3. The opposite sex can sometimes seem like they are from another planet.
Boys and girls can be SO different! Just check out the self-help section of any bookstore, there are hundreds of books about males and females and how to navigate their differences. My daughter does not understand why some boys will get in her face and yell, or chase after her or, when she was really young, drive trucks into her feet. I can’t tell you how many of the moms will come to me as we wait for class and say, my son always talks about your daughter and how much he likes her. It is those same boys whom my daughter will sometimes complain about. She doesn’t get why if a boy likes her he will do things to annoy her. I feel like her time spent with the boys in class are the first of many life lessons she will learn in dealing with the opposite sex.

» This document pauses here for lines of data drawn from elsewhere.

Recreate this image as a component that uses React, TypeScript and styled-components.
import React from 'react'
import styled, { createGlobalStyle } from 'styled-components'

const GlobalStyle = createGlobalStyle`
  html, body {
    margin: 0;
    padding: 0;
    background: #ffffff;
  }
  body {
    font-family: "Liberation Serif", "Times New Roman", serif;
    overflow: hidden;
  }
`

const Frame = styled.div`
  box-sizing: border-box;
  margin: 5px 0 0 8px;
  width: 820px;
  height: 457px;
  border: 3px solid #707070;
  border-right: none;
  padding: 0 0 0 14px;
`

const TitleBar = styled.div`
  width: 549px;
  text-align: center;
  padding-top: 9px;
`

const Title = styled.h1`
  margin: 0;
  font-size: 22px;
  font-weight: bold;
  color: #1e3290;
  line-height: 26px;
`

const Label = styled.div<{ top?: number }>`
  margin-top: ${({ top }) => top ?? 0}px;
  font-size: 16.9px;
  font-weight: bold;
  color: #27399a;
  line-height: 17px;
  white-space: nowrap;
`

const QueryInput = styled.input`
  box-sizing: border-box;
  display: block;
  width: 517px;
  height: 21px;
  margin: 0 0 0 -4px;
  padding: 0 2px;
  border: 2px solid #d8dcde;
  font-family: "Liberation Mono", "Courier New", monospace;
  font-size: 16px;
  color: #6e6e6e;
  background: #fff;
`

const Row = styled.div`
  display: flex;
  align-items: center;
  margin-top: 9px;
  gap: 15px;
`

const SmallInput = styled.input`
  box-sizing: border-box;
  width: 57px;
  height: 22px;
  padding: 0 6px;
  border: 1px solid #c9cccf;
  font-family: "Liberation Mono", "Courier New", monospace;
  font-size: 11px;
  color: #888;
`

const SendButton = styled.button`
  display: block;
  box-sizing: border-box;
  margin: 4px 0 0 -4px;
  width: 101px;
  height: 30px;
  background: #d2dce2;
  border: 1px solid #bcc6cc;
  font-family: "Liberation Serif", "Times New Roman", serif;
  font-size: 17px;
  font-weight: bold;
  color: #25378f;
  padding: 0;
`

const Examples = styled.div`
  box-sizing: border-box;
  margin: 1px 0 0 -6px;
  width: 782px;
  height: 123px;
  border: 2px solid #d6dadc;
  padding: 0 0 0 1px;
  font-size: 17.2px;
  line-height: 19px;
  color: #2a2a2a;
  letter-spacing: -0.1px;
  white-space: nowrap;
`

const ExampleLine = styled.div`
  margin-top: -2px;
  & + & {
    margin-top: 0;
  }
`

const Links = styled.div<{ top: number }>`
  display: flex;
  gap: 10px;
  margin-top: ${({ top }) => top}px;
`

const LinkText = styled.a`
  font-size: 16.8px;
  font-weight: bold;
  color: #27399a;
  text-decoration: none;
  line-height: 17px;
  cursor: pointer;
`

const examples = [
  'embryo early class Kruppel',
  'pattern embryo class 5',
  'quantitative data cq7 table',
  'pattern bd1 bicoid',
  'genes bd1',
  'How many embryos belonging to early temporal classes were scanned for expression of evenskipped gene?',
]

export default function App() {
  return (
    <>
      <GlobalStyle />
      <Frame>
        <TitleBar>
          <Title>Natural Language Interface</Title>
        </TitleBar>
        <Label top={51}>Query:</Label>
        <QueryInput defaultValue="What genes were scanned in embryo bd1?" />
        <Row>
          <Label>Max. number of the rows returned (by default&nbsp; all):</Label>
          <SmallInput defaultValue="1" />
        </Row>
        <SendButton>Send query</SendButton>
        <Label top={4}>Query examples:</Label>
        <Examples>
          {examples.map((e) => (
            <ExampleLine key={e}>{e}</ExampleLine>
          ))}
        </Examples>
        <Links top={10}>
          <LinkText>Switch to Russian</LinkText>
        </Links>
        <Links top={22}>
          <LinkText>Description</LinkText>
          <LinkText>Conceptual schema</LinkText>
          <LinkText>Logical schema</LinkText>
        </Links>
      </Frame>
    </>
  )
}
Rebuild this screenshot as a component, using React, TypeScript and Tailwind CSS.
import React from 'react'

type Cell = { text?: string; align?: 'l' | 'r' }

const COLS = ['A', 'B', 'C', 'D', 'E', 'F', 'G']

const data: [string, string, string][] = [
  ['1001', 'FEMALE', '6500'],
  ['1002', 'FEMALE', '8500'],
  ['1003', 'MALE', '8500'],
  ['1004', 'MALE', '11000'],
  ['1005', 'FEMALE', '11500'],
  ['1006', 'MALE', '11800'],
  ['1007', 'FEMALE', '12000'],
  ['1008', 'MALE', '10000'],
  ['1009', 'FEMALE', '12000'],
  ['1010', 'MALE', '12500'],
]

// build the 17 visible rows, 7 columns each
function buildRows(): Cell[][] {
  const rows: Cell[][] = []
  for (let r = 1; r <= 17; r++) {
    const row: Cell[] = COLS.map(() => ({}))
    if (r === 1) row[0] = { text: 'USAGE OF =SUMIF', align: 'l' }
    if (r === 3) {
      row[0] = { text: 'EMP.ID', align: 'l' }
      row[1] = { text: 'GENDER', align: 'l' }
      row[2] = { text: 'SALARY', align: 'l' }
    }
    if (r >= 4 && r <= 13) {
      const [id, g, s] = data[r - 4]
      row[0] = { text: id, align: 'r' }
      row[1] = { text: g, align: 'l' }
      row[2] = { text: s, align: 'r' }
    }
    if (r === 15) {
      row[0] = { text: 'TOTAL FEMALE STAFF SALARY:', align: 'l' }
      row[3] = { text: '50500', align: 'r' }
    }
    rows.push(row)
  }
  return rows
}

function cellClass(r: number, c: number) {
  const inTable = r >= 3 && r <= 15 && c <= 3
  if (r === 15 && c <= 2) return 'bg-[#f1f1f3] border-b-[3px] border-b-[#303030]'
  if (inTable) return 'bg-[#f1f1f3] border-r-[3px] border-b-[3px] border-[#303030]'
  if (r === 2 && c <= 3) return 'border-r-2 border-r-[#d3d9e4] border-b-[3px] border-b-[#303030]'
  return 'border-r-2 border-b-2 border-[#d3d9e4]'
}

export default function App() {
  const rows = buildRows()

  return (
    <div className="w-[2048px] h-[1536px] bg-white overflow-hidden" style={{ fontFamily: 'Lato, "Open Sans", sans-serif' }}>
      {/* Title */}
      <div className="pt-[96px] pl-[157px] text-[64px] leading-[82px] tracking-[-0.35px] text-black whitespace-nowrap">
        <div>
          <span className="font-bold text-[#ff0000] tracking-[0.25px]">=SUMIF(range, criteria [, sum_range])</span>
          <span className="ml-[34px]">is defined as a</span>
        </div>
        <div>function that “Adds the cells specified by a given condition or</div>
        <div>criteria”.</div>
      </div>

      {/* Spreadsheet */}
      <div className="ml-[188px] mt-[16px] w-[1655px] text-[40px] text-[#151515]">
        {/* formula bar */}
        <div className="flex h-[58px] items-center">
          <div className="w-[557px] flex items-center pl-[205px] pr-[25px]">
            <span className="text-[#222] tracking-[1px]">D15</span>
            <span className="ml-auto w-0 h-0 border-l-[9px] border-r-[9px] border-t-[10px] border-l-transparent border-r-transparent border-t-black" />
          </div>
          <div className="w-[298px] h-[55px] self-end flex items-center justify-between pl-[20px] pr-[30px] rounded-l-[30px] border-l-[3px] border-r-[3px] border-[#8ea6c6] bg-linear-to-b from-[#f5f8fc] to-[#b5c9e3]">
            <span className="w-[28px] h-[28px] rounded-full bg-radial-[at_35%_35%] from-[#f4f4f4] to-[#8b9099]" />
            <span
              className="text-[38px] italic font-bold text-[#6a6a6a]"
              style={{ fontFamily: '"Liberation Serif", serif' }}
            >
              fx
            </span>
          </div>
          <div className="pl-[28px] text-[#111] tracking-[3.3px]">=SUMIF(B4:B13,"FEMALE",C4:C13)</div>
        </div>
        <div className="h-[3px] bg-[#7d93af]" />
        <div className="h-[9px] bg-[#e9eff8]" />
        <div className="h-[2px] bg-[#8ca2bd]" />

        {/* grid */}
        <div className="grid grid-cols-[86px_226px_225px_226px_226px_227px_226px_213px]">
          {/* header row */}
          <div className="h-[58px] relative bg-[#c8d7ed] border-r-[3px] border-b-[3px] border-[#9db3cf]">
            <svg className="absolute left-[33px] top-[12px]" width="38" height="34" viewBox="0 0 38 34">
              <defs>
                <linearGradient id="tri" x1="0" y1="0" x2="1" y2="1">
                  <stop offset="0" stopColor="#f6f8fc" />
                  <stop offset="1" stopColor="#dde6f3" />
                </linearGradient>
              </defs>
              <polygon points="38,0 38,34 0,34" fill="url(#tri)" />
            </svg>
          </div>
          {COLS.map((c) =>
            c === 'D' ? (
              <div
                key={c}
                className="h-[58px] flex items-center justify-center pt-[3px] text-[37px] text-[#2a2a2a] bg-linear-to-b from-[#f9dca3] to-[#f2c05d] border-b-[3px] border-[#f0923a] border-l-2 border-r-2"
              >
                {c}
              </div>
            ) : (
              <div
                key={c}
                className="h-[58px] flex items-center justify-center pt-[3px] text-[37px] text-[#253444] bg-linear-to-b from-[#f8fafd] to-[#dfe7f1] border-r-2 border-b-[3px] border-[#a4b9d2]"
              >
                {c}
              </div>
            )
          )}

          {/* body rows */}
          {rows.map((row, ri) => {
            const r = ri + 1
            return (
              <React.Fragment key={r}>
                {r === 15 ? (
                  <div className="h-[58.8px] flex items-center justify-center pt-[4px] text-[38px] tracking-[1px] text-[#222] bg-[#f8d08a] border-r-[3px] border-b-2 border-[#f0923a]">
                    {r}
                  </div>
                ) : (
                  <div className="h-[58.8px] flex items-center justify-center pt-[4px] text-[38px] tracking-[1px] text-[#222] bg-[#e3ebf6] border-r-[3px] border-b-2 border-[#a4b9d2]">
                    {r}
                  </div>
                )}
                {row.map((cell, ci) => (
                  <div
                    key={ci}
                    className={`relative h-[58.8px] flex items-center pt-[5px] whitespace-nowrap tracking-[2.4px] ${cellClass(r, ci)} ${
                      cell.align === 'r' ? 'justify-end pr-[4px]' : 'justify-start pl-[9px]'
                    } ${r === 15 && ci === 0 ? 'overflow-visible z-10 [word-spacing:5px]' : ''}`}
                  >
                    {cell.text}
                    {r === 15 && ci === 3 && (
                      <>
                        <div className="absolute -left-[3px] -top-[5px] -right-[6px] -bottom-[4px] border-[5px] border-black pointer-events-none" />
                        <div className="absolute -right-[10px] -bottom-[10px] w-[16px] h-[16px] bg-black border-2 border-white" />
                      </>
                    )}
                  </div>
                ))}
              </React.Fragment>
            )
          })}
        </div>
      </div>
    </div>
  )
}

4. No one is the line leader every day.
In my daughter’s classroom there is a list of six classroom tasks that get rotated among the students every day. The most coveted position by far is the “line leader.” The line leader is at the front of the procession line as the students travel to and from the gym or outside to play. Everyone wants to be the line leader. Every time my daughter was the line leader, she came home raving about her day. When she was stuck in the middle of the line, she was not happy. I think it is such a valuable lesson, not only in learning to take turns, but also in having every kid feel special and important and having every kid let someone else have that special and important job. We all have different gifts in life, and in some things we are rock stars in our own right and in other things, we struggle and do not stand out as much. I think both are equally as important.
5. When you fall down, you get back up; if you can’t get up, ask for help.
I remember leaving my daughter in her Pre-K 2 classroom for the first time. Luckily, I did not have to deal with her crying for the first 6 weeks like other moms at drop off. (By the way, stay strong, moms who have to deal with the crying at drop off. Trust your child’s teacher, your child will stop crying eventually and your child will have a good time and be stronger for it.) But I was the one who was crying and a wreck, not my daughter. What if she needed me and I wasn’t there? What if she gets hurt, or sick or sad?
Over the past three years she has had scrapes and bruises, some not on her teacher’s radar and some that were fixed with a Band-Aid from the principal. My daughter even threw up once in class due to the sudden onset of a stomach virus. But she survived and learned to cope without me. She has learned to self soothe and reach out to other trusted adults when she is in trouble. These are skills that she didn’t learn at home with me, but are invaluable skills she will need throughout her entire life.
The start of a new school year is only a few short months away! I always think about all of the parents who are sending their little one to school for the first time. It honestly was harder on me than my daughter. But I know for many families, it is equally hard on both. But know that although change can be hard, it is the only thing that makes us grow as people. My daughter has grown so much in these past few years. Next stop: Kindergarten!